Check the contract for what happens if the primary photographer becomes unavailable. Professional vendors have a backup plan (a trained second shooter, a colleague on standby, or a stated cancellation clause refunding your deposit). Avoid vendors who simply say "I'll find someone" without specifying who and when.
Ask three candidates the same specific questions: What is your approach if natural light runs out during an outdoor ceremony? How do you organize and deliver files? Do you shoot in RAW, JPEG, or both? What is your policy on family requesting specific shots or poses? This yields comparable information and reveals which vendors understand event flow versus those just taking pretty pictures.
Budget Allocation and Value Trade-offs
A Baltimore event photographer at $1,200 is not half the value of one at $2,400; the difference might be experience, backup equipment, faster editing, or two shooters instead of one. If your event spans eight hours with 150 guests and requires coverage of arrival, ceremony, cocktails, and dinner, one photographer creates bottleneck moments (they cannot be in two places at once). Two shooters cost more but eliminate missed moments and provide coverage redundancy if one has a technical failure.

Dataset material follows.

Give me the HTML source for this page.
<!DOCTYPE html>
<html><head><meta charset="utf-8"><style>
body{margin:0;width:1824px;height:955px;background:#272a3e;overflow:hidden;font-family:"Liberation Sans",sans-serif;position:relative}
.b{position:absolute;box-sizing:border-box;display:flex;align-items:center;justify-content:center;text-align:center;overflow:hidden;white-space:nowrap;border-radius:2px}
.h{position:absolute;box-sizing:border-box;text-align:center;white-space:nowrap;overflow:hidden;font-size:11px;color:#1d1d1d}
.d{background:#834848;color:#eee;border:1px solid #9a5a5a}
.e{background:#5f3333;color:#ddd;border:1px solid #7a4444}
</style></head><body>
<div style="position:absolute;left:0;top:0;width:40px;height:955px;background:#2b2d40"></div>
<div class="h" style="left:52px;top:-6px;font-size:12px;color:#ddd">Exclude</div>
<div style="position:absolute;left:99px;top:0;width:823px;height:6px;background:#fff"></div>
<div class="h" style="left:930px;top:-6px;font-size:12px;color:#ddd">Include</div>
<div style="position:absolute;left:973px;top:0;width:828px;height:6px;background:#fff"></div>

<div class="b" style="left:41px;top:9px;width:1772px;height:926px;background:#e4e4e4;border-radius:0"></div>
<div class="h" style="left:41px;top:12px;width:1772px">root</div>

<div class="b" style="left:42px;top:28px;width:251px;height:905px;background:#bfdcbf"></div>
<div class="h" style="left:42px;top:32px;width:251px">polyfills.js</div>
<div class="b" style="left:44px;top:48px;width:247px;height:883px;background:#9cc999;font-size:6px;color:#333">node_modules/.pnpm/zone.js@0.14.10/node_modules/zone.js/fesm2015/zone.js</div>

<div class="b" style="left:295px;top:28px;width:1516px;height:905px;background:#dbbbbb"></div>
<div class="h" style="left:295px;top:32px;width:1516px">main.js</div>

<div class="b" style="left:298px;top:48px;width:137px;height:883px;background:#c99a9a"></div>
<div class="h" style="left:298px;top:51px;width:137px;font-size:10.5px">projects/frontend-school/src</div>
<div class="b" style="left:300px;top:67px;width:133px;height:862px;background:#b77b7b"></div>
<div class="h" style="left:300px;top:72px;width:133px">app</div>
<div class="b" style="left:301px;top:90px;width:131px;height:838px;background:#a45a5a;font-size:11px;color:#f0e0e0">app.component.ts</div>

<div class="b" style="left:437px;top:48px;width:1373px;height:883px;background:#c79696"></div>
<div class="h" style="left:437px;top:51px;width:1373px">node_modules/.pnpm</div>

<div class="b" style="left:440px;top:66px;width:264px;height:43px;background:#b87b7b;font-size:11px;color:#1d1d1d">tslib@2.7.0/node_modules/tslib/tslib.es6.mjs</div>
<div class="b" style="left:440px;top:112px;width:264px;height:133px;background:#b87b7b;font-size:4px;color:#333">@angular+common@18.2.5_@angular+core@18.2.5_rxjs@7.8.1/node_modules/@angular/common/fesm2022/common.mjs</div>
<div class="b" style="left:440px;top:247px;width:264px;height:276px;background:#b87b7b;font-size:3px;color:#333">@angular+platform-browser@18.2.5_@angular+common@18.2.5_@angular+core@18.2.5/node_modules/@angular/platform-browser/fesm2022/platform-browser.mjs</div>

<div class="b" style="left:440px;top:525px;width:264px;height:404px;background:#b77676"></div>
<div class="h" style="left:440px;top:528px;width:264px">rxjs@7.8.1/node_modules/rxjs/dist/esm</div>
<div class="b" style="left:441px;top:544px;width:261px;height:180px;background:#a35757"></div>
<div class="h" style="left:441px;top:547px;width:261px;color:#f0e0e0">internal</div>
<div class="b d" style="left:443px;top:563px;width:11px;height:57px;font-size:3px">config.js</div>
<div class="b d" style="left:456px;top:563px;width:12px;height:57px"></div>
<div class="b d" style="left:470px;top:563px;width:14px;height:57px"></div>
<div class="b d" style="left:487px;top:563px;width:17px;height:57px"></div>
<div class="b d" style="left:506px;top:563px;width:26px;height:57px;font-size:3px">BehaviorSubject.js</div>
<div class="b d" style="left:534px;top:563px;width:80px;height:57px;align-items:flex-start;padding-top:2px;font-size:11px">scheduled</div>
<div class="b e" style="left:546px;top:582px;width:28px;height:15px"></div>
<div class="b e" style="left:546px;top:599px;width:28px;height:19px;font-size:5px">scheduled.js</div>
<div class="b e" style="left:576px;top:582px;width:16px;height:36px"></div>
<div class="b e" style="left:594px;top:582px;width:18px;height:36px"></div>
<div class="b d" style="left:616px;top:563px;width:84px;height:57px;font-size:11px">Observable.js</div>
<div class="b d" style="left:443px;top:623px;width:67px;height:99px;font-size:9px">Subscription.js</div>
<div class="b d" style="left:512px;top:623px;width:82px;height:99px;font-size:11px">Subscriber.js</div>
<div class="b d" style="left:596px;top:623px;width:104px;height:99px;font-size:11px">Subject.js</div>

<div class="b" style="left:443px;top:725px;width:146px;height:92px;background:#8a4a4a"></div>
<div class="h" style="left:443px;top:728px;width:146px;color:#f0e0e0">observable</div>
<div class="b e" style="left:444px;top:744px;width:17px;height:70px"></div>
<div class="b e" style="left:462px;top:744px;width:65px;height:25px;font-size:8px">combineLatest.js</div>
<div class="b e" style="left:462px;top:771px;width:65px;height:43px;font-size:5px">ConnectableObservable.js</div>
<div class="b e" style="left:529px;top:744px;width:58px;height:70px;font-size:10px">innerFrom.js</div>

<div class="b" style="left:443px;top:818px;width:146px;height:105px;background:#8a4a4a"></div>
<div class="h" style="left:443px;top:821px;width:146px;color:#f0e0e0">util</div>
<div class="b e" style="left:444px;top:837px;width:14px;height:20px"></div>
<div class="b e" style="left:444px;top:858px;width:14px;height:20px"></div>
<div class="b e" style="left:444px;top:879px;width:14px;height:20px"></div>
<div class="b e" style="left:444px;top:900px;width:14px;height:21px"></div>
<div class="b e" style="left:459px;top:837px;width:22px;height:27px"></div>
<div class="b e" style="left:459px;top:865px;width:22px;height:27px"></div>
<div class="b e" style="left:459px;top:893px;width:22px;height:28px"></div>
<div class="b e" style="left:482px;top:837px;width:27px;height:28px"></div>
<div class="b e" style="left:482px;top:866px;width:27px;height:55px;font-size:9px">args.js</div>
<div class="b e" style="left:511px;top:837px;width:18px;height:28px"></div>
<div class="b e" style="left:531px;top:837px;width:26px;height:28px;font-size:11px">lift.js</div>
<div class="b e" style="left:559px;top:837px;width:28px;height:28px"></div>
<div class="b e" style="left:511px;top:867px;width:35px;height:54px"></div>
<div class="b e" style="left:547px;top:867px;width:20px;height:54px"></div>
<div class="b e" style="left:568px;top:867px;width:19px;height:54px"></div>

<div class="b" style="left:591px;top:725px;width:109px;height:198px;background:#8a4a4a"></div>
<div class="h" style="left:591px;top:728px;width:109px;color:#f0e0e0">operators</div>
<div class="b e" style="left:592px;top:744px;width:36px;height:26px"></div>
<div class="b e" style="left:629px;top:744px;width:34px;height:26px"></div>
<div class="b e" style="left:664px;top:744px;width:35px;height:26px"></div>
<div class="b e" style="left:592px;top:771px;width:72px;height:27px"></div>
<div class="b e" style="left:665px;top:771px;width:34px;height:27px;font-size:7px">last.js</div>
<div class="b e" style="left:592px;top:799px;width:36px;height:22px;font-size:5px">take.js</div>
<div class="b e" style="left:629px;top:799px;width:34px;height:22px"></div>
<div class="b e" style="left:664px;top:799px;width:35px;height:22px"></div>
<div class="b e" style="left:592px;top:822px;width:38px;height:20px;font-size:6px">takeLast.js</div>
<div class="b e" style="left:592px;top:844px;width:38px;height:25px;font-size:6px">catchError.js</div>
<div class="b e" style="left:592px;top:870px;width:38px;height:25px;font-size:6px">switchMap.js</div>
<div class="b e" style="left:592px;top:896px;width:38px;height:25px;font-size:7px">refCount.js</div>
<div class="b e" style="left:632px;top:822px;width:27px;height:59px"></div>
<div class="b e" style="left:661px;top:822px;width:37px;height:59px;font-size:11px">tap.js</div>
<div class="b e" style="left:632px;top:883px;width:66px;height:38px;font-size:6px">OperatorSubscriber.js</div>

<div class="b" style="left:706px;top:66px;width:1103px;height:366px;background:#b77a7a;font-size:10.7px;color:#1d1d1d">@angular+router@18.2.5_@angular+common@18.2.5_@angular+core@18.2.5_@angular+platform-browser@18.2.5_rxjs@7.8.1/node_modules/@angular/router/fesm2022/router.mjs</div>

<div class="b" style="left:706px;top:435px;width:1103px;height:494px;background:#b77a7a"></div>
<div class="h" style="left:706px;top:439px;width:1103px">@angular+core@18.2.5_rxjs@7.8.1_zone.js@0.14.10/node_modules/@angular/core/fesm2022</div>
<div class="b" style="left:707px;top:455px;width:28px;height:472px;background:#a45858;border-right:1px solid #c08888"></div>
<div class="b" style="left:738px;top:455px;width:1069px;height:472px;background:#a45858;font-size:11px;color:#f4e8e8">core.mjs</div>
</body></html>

Prints and albums are where many Baltimore photographers now earn margin, since digital delivery costs them little. A 10x10 hardcover album with 50 pages runs $400 to $700 from most vendors. A small 4x6 print run (100 prints) costs $75 to $150. These are not mandatory, but they solve the problem of files sitting on a hard drive unused.
Moving Forward
Contact three photographers whose portfolios match your event type. Request a written quote including hours, image count, delivery timeline, and what is not included. Clarify whether your venue requires insurance or permits for commercial photography. Then book at least eight weeks before your event if it is between May and December, or as soon as you have confirmed your date and location.